Objection 2: Mutual Submission
Many feminists point to Ephesians 5:21 and say, “What about mutuality? The text says, ‘Be subject to one another, one another, one another.’” And they tell me that I’m ignoring that “one another.” What about mutual submission?
My answer to that is this: I believe in mutual submission. I believe that there is a way that I should submit to my wife, and there is a way that she should submit to me. But if you let the text define how we submit to each other, I, as a husband, still have a special responsibility to lead. I am to be like Christ, and she’s to be like the church. Do Christ and the church submit to each other? I think so. Christ submitted to the church in that he died for her. And the church submits to Christ by obeying and following. Or maybe a less offensive way to say it for wives is that the church is excited about the leadership of Christ. She affirms and endorses his leadership.

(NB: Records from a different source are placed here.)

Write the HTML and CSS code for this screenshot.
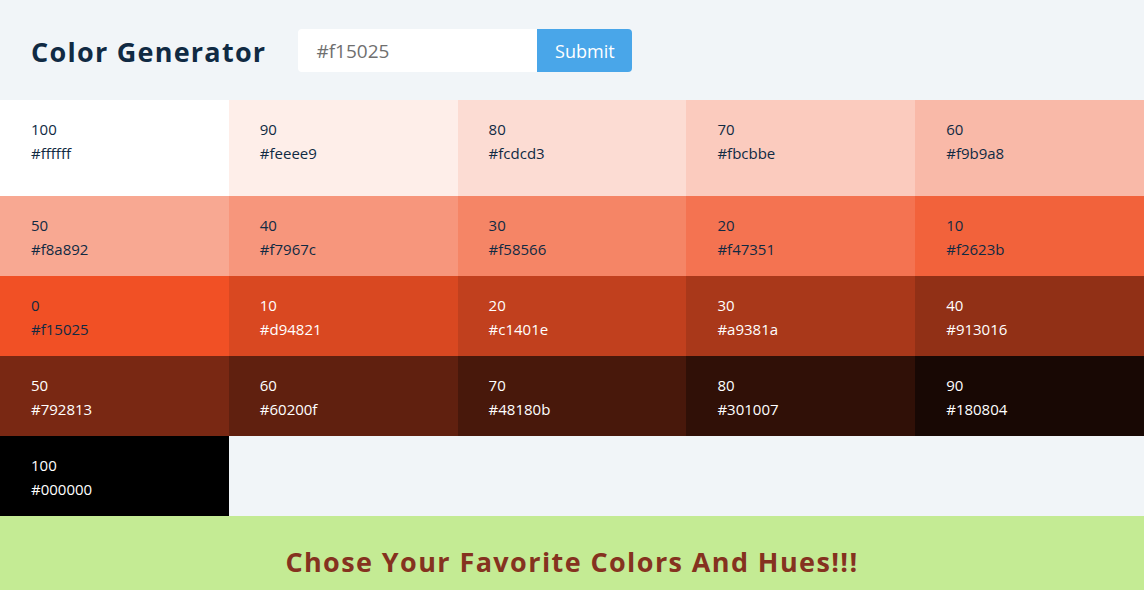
FILE: index.html
```html
<!DOCTYPE html>
<html lang="en">
<head>
<meta charset="utf-8">
<title>Color Generator</title>
<link rel="stylesheet" href="styles.css">
</head>
<body>
<section class="container">
  <h3 class="title">Color Generator</h3>
  <form class="form">
    <input class="form-input" type="text" value="#f15025">
    <button class="btn" type="button">Submit</button>
  </form>
</section>
<section class="colors">
  <article class="color" style="background:#ffffff"><p>100</p><p>#ffffff</p></article>
  <article class="color" style="background:#feeee9"><p>90</p><p>#feeee9</p></article>
  <article class="color" style="background:#fcdcd3"><p>80</p><p>#fcdcd3</p></article>
  <article class="color" style="background:#fbcbbe"><p>70</p><p>#fbcbbe</p></article>
  <article class="color" style="background:#f9b9a8"><p>60</p><p>#f9b9a8</p></article>
  <article class="color" style="background:#f8a892"><p>50</p><p>#f8a892</p></article>
  <article class="color" style="background:#f7967c"><p>40</p><p>#f7967c</p></article>
  <article class="color" style="background:#f58566"><p>30</p><p>#f58566</p></article>
  <article class="color" style="background:#f47351"><p>20</p><p>#f47351</p></article>
  <article class="color" style="background:#f2623b"><p>10</p><p>#f2623b</p></article>
  <article class="color" style="background:#f15025"><p>0</p><p>#f15025</p></article>
  <article class="color color-light" style="background:#d94821"><p>10</p><p>#d94821</p></article>
  <article class="color color-light" style="background:#c1401e"><p>20</p><p>#c1401e</p></article>
  <article class="color color-light" style="background:#a9381a"><p>30</p><p>#a9381a</p></article>
  <article class="color color-light" style="background:#913016"><p>40</p><p>#913016</p></article>
  <article class="color color-light" style="background:#792813"><p>50</p><p>#792813</p></article>
  <article class="color color-light" style="background:#60200f"><p>60</p><p>#60200f</p></article>
  <article class="color color-light" style="background:#48180b"><p>70</p><p>#48180b</p></article>
  <article class="color color-light" style="background:#301007"><p>80</p><p>#301007</p></article>
  <article class="color color-light" style="background:#180804"><p>90</p><p>#180804</p></article>
  <article class="color color-light" style="background:#000000"><p>100</p><p>#000000</p></article>
</section>
<footer class="footer">
  <h2 class="footer-text">Chose Your Favorite Colors And Hues!!!</h2>
</footer>
</body>
</html>
```
FILE: styles.css
```css
* {
  margin: 0;
  padding: 0;
  box-sizing: border-box;
}

body {
  background: #f1f5f8;
  color: #102a43;
  font-family: "Open Sans", "Noto Sans", sans-serif;
  width: 1144px;
  overflow: hidden;
}

.container {
  height: 100px;
  display: flex;
  align-items: center;
  padding-left: 31px;
  gap: 32px;
}

.title {
  font-size: 27px;
  font-weight: 700;
  letter-spacing: 1.25px;
  color: #102a43;
  line-height: 1;
  margin-top: 3px;
}

.form {
  display: flex;
  height: 43px;
  margin-top: 1px;
}

.form-input {
  width: 239px;
  height: 43px;
  border: none;
  border-radius: 4px 0 0 4px;
  background: #ffffff;
  padding: 0 18px;
  font-family: inherit;
  font-size: 19px;
  color: #6f6f6f;
  outline: none;
}

.btn {
  width: 95px;
  height: 43px;
  border: none;
  border-radius: 0 4px 4px 0;
  background: #49a6e9;
  color: #ffffff;
  font-family: inherit;
  font-size: 18px;
}

.colors {
  display: grid;
  grid-template-columns: repeat(5, 1fr);
  grid-template-rows: 96px;
  grid-auto-rows: 80px;
}

.color {
  padding: 17px 31px 0;
  font-size: 15px;
  line-height: 24px;
  color: #102a43;
}

.color-light {
  color: #ffffff;
}

.footer {
  height: 74px;
  background: #c4eb94;
  display: flex;
  align-items: center;
  justify-content: center;
}

.footer-text {
  font-size: 27px;
  font-weight: 700;
  letter-spacing: 1.4px;
  color: #85321f;
  margin-top: 16px;
}
```
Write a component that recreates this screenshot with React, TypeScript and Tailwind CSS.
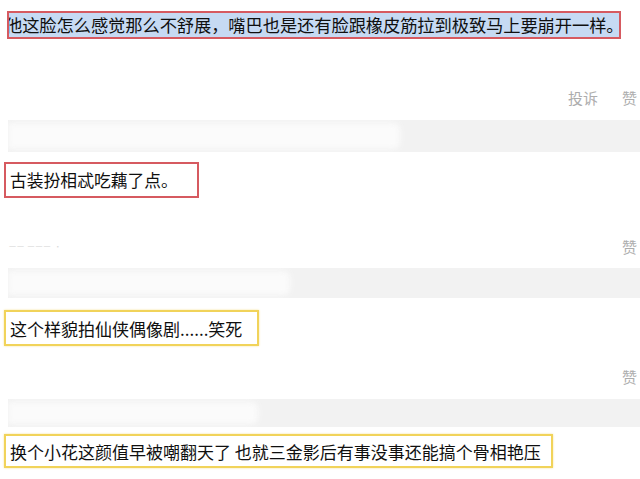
import React from "react";

const font = { fontFamily: '"Noto Sans CJK SC", "Noto Sans", sans-serif' };

function Band({ blob, h }: { blob: string; h: string }) {
  return (
    <div className={`ml-[8px] ${h} bg-[#f2f2f2] relative overflow-hidden`}>
      <div className={`absolute left-0 top-[3px] bottom-[3px] ${blob} bg-[#fbfbfb] blur-[3px] rounded-r-[6px]`} />
    </div>
  );
}

export default function App() {
  return (
    <div className="w-[640px] h-[479px] bg-white overflow-hidden text-[#0f0f0f]" style={font}>
      <div className="pt-[11px]">
        <div className="ml-[7px] w-[614px] h-[28px] border-2 border-[#d65a60] bg-[#c6daf3] overflow-hidden flex items-center">
          <span className="ml-[-4px] whitespace-nowrap text-[17.3px] leading-none tracking-[-0.1px]">
            他这脸怎么感觉那么不舒展，嘴巴也是还有脸跟橡皮筋拉到极致马上要崩开一样。
          </span>
        </div>

        <div className="mt-[50px] h-[17px] flex justify-end items-center gap-[24px] pr-[3px] text-[15px] leading-none text-[#adadad]">
          <span>投诉</span>
          <span>赞</span>
        </div>

        <div className="mt-[14px]">
          <Band blob="w-[392px]" h="h-[32px]" />
        </div>

        <div className="mt-[10px] ml-[4px] w-[195px] h-[36px] border-2 border-[#d65a60] flex items-center pl-[4px]">
          <span className="whitespace-nowrap text-[16.8px] leading-none">古装扮相忒吃藕了点。</span>
        </div>

        <div className="mt-[40px] h-[17px] flex justify-between items-center pl-[9px] pr-[3px] text-[15px] leading-none">
          <span className="text-[7px] text-[#d8d8d8] tracking-[1px]">一一 一一一 ·</span>
          <span className="text-[#adadad]">赞</span>
        </div>

        <div className="mt-[13px]">
          <Band blob="w-[282px]" h="h-[30px]" />
        </div>

        <div className="mt-[12px] ml-[4px] w-[255px] h-[36px] border-2 border-[#f1d35a] shadow-[0_0_2px_#f5e39a] flex items-center pl-[4px]">
          <span className="whitespace-nowrap text-[17px] leading-none">这个样貌拍仙侠偶像剧......笑死</span>
        </div>

        <div className="mt-[22px] h-[17px] flex justify-end items-center pr-[3px] text-[15px] leading-none text-[#adadad]">
          <span>赞</span>
        </div>

        <div className="mt-[14px]">
          <Band blob="w-[250px]" h="h-[28px]" />
        </div>

        <div className="mt-[7px] ml-[4px] w-[549px] h-[34px] border-2 border-[#f1d35a] shadow-[0_0_2px_#f5e39a] flex items-center pl-[4px]">
          <span className="whitespace-nowrap text-[17px] leading-none">换个小花这颜值早被嘲翻天了 也就三金影后有事没事还能搞个骨相艳压</span>
        </div>
      </div>
    </div>
  );
}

So, I agree with mutual submission. But we submit to each other in different ways. I submit as a servant leader. And I’m willing to lay down my life to lead, protect, and provide for her. And she submits to me by affirming me in that leadership.
Now I had one other objection, but there isn’t time for it, so let me just draw things to a close. Marriage is a drama, a parable, or a metaphor of Christ and the church. And when the husband copies Christ and the wife copies the church, something beautiful is shown to the world. So God gets his glory, and that husband and that wife get the joy.